SOURCE RECORDS
[Begin]
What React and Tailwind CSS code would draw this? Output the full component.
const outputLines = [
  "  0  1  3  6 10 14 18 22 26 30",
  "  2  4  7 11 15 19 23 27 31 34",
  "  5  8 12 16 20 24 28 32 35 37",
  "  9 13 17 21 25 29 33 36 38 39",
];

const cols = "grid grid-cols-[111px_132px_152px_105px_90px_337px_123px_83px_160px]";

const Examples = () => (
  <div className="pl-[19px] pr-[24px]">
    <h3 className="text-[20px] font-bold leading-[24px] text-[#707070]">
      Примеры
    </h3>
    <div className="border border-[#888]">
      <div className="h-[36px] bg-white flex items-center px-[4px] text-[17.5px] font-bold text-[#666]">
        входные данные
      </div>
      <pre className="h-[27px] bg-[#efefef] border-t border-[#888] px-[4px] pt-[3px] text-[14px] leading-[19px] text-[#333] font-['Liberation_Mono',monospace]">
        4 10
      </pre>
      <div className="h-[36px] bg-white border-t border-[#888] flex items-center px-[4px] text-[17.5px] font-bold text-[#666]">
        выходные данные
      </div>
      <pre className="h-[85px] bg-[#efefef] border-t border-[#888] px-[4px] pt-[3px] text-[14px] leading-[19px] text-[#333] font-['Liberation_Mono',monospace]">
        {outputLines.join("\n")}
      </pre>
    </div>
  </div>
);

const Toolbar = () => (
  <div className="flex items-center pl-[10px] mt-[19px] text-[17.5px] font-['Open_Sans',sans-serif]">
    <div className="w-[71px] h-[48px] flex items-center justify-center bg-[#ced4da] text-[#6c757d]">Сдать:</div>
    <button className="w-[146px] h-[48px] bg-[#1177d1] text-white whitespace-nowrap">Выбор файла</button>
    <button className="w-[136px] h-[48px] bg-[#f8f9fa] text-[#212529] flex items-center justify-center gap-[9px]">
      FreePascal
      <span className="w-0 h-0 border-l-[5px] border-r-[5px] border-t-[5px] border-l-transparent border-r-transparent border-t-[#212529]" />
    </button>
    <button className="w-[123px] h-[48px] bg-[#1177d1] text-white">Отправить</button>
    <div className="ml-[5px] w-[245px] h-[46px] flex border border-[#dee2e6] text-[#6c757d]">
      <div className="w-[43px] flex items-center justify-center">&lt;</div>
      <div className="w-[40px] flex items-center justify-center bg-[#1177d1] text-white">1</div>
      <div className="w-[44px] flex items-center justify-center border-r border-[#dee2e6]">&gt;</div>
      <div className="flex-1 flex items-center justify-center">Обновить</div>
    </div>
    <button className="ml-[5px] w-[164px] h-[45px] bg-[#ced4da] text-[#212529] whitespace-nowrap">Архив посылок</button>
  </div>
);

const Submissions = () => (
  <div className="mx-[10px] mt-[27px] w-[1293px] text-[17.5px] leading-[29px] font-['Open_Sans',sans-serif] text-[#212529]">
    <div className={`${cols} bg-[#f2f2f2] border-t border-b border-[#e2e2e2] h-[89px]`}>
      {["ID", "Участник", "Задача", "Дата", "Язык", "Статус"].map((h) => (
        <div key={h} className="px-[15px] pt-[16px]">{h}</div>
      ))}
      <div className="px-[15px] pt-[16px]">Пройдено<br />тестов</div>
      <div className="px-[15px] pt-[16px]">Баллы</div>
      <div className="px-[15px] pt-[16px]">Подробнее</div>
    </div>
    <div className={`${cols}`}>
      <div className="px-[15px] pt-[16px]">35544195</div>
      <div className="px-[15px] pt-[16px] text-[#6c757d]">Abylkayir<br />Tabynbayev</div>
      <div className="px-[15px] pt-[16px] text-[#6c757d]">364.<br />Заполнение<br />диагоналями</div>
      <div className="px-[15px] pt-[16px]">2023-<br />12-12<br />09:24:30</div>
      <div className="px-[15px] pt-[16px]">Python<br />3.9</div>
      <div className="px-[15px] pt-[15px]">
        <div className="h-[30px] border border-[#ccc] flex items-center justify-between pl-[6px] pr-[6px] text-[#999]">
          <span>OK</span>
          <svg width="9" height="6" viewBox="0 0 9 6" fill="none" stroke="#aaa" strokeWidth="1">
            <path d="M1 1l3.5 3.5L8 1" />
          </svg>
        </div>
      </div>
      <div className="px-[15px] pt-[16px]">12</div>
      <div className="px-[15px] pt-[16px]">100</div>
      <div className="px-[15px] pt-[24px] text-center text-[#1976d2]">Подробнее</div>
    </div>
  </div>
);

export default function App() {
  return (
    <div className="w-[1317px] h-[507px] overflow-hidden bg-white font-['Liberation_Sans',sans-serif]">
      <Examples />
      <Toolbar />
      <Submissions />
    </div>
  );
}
[End]
[Begin]
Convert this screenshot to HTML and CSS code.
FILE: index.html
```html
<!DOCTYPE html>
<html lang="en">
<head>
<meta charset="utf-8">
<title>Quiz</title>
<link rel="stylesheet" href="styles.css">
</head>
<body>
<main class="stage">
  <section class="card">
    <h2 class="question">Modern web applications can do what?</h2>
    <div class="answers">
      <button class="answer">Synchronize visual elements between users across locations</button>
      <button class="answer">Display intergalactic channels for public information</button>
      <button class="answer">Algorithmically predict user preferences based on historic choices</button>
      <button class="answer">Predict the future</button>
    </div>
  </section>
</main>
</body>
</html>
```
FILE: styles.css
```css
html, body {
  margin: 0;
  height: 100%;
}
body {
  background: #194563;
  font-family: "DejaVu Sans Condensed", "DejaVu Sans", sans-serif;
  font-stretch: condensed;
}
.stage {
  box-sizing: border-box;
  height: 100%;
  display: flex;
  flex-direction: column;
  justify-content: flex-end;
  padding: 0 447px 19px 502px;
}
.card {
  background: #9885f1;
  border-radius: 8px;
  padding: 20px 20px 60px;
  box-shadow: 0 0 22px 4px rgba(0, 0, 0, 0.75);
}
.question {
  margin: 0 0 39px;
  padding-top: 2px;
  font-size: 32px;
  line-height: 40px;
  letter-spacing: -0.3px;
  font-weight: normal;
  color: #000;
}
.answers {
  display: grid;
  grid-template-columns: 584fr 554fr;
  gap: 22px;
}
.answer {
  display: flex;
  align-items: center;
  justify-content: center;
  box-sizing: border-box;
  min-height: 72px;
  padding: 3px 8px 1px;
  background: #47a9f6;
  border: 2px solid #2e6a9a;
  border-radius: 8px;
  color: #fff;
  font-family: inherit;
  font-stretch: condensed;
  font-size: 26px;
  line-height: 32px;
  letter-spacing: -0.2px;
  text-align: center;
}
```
[End]
[Begin]
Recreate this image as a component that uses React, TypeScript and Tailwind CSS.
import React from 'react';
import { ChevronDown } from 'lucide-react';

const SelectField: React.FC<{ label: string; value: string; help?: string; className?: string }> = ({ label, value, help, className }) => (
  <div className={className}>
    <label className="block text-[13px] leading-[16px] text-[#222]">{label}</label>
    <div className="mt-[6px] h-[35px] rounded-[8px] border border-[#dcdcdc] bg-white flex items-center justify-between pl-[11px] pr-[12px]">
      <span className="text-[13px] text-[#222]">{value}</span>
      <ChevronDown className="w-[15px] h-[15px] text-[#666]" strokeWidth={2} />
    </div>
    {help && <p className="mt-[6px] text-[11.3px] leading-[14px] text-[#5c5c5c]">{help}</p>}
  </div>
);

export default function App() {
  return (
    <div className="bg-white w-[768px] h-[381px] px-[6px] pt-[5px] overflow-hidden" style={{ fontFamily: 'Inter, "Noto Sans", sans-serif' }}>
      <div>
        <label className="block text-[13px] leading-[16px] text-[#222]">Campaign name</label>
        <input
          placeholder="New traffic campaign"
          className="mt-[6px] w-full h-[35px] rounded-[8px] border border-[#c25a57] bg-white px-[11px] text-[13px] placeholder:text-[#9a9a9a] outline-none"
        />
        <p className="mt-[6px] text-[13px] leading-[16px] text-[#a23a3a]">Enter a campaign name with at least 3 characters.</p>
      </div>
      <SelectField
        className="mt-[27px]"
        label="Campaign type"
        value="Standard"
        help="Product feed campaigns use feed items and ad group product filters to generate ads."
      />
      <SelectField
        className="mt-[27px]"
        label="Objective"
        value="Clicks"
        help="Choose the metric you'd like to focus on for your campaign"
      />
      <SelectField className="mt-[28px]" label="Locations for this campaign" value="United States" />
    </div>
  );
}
[End]
WHAT IS REQUIRED
For each line above that contains the word "this", copy that line.

OUTPUT
What React and Tailwind CSS code would draw this? Output the full component.
Convert this screenshot to HTML and CSS code.
Recreate this image as a component that uses React, TypeScript and Tailwind CSS.
      <SelectField className="mt-[28px]" label="Locations for this campaign" value="United States" />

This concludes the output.